Ostrovsky v. Cartier Apartments Owners Corp.

In an action to permanently enjoin the defendant, in effect, from selling, transferring, or converting the shares appurtenant to a cooperative apartment owned by the plaintiffs, the plaintiffs appeal from an order of the Supreme Court, Nassau County (Alpert, J.), entered October 8, 1996, which denied their motion for a preliminary injunction.

Ordered that the order is affirmed, with costs.

Under the terms of the loan agreement executed by the plaintiffs and the defendant at the time the plaintiffs purchased their cooperative apartment, the plaintiffs were not required to repay their loan until they had received notice from the defendant that 50% or more of the apartments in the cooperative building were owned by “tenant-shareholders”. While admitting that they received notice that 76% of the apartments were owned by shareholders, the plaintiffs argue that fewer than 50% of the shareholders who owned apartments actually occupied the apartments. They contend that the out-of-residence shareholders were not “tenant-shareholders”, and, therefore, repayment of the plaintiffs’ loan obligation had not been triggered.

Contrary to the plaintiffs’ contention, a tenant-shareholder is commonly defined as a person having a cooperative interest in real estate, typically owning stock in a cooperative corporation and having a proprietary leasehold granted by the corporation (see, All Seasons Resorts v Abrams, 68 NY2d 81, 90; see also, Frisch v Bellmarc Mgt., 190 AD2d 383, 387). The cooperative corporation is the sole owner of the land, structures and facilities, while the individual shareholder through the proprietary lease receives the right to occupy the space in the premises to which his or her shares are allocated (see, Frisch v Bellmarc Mgt, supra, at 387).

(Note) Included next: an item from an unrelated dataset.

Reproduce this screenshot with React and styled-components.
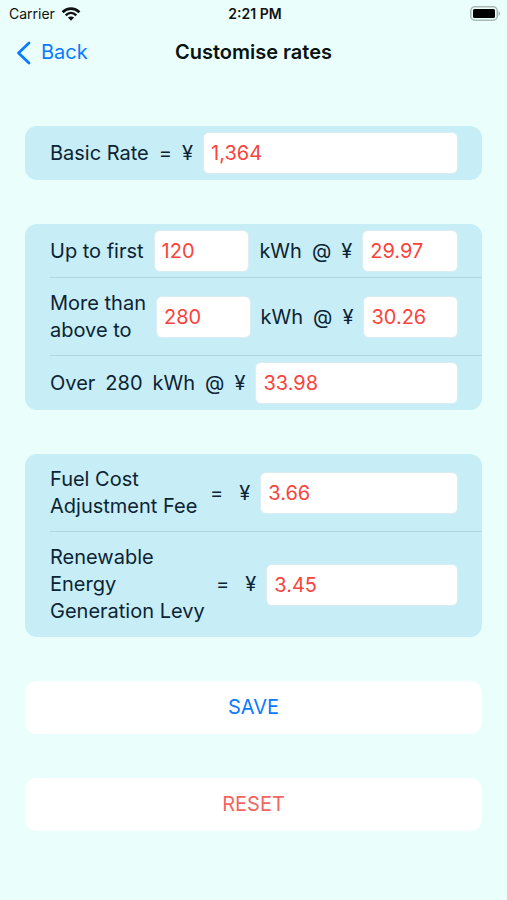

In the present case, the proprietary leases issued by the defendant to each tenant-shareholder permitted subleasing. Thus, the percentage of tenant-shareholders who actually resided in the apartments they owned was irrelevant to the plaintiffs’ obligation to repay their loan. The defendant satis*599fied the condition precedent to the plaintiffs’ repayment of their loan obligation by notifying the plaintiffs that 76% of the apartments had been purchased. Under the circumstances, the court did not improvidently exercise its discretion in denying the plaintiffs’ request for a preliminary injunction to prevent the defendant from selling the shares appurtenant to plaintiffs’ apartment upon their default in paying the loan obligation (CPLR 6301, 6311; see, Doe v Axelrod, 73 NY2d 748).

The plaintiffs’ remaining contention is without merit.

Thompson, J. P., Joy, Goldstein and Luciano, JJ., concur.